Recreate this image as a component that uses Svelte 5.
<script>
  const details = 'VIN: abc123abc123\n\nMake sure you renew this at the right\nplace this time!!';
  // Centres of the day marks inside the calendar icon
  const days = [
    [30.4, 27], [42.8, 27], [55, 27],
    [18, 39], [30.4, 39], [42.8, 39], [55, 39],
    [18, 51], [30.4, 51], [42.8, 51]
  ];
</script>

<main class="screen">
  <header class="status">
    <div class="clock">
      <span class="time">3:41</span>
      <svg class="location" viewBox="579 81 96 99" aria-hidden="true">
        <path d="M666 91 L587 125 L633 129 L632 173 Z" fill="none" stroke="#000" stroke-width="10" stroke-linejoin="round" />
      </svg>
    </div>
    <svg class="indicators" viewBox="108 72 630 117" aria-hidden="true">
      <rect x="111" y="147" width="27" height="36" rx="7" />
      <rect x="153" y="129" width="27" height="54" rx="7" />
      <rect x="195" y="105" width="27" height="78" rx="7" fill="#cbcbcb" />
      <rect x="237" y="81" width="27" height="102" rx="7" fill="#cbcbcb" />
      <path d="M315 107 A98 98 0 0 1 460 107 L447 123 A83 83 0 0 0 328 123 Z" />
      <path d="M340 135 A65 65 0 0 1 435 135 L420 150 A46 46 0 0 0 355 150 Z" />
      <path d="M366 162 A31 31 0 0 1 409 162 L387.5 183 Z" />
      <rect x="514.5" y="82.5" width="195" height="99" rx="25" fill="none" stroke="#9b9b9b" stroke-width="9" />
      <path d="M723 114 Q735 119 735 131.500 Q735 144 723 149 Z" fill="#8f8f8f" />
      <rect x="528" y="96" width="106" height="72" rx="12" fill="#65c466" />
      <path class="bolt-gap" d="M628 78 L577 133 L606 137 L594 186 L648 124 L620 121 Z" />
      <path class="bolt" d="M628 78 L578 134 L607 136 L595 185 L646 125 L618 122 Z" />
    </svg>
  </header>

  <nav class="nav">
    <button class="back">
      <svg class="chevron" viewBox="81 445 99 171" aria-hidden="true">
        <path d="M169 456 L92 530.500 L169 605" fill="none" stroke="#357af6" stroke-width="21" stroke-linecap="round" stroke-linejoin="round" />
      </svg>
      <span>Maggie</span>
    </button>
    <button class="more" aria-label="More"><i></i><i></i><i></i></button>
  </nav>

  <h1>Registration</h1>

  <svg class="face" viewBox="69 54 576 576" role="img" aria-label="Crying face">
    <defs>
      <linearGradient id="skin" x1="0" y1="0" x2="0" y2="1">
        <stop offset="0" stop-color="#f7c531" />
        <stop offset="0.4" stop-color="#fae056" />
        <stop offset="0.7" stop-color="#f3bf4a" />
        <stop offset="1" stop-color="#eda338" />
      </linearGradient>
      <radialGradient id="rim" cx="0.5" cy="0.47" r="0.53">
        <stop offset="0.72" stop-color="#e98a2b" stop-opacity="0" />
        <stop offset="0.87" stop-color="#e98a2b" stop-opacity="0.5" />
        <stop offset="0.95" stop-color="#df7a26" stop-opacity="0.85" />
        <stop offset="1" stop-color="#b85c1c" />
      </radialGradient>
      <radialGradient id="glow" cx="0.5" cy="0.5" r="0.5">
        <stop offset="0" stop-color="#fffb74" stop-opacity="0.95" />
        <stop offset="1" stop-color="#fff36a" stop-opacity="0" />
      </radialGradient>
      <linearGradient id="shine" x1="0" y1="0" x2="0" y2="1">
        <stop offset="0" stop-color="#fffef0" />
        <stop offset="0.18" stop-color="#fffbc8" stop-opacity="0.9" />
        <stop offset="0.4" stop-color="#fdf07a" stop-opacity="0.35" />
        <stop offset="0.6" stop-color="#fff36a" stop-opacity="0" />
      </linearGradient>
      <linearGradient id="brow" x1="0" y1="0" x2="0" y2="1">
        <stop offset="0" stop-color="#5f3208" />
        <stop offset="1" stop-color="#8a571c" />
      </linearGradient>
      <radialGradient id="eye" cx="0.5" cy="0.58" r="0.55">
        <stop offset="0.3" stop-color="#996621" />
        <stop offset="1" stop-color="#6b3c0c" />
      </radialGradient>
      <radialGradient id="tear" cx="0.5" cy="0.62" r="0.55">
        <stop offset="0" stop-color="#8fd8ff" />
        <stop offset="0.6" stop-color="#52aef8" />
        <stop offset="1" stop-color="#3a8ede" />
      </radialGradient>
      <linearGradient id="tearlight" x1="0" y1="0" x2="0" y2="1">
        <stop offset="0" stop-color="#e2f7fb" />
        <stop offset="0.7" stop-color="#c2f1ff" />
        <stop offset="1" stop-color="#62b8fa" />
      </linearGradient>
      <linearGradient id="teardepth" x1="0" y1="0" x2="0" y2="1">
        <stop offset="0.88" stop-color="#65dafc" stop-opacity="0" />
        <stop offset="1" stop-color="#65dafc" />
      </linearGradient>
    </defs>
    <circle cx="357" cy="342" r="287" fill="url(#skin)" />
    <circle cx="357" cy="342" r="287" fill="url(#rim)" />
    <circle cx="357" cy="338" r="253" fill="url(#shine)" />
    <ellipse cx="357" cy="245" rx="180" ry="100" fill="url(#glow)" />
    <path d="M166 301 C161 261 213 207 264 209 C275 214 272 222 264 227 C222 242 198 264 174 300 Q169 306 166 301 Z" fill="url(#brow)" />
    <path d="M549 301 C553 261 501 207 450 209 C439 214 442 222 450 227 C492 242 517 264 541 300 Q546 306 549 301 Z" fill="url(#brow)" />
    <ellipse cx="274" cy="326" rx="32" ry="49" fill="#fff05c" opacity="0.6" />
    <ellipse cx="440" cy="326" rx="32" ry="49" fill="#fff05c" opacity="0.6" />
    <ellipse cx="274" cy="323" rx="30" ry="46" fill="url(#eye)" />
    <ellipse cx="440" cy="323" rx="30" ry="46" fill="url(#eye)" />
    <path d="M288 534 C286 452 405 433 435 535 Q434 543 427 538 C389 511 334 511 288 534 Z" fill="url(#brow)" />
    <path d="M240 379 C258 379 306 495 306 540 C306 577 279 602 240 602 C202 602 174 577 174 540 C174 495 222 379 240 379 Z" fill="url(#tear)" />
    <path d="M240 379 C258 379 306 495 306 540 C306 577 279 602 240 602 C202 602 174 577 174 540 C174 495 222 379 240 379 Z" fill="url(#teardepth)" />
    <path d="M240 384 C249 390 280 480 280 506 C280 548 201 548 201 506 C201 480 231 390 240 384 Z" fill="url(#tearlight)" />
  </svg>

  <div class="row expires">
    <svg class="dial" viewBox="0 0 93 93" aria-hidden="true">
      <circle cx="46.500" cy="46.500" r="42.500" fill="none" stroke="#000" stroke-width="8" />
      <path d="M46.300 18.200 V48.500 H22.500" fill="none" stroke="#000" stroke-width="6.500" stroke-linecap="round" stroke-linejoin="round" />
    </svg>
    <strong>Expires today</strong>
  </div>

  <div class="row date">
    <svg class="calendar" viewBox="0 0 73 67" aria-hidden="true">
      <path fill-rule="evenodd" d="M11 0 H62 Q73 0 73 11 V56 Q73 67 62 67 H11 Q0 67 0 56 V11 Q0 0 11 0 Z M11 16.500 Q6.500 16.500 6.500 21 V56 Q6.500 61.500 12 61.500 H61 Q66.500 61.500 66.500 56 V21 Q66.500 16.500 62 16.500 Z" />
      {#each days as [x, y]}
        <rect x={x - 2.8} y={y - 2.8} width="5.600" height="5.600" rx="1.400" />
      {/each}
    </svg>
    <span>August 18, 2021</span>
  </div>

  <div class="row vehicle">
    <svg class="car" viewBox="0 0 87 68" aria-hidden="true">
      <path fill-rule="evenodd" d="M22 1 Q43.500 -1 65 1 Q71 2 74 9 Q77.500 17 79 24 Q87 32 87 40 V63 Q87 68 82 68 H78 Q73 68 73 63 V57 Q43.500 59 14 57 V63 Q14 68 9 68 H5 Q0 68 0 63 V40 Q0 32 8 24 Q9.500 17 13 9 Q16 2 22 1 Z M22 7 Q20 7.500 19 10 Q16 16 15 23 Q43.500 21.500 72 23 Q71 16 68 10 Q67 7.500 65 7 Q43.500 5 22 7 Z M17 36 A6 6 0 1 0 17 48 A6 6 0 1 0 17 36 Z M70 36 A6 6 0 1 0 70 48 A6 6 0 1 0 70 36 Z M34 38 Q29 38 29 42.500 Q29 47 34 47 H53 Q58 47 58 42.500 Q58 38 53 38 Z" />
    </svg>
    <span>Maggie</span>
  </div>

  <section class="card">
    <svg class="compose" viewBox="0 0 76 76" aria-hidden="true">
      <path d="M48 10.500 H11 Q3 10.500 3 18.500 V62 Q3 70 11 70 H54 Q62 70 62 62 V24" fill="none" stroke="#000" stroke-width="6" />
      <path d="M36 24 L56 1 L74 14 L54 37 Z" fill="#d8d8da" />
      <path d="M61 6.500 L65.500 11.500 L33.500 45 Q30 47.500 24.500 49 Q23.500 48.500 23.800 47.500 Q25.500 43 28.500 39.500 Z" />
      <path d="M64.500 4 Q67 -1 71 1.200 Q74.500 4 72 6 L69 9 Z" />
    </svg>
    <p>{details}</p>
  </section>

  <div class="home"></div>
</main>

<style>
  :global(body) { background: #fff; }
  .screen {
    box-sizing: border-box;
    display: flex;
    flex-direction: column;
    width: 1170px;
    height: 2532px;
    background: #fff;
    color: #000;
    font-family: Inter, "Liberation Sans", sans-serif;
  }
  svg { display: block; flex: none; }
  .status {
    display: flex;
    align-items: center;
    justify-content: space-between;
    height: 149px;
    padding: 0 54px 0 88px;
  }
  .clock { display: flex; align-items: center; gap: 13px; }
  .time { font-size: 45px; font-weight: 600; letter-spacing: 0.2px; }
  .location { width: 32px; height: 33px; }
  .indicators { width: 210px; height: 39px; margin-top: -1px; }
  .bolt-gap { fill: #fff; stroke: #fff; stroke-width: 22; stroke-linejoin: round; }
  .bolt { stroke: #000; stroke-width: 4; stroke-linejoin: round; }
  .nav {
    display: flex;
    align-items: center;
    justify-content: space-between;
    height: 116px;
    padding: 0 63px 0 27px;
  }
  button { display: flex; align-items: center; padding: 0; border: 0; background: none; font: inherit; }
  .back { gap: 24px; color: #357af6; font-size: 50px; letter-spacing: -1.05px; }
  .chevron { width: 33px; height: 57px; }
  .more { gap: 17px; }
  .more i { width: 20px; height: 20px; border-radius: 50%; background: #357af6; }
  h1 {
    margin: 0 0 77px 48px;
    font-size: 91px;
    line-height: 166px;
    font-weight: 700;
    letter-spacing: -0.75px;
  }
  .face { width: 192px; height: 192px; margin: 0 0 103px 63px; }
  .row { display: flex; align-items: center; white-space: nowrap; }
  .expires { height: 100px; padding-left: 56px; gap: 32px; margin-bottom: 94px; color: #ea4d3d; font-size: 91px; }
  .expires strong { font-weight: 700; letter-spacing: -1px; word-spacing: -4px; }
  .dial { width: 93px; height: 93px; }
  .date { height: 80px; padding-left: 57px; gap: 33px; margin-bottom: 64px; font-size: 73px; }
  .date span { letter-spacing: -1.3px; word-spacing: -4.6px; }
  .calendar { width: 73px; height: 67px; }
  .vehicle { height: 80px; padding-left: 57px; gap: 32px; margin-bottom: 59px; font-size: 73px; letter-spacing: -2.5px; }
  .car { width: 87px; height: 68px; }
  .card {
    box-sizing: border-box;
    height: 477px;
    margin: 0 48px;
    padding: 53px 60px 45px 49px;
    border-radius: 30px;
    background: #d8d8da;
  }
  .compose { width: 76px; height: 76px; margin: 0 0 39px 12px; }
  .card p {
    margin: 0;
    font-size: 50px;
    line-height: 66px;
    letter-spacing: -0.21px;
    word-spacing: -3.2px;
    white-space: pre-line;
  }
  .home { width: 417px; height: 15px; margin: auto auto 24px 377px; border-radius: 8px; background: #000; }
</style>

TASK INSTRUCTIONS: Of the lines in the data, how many contain the word "this"? Provide the number and nothing further.

EXERCISE OUTPUT: 2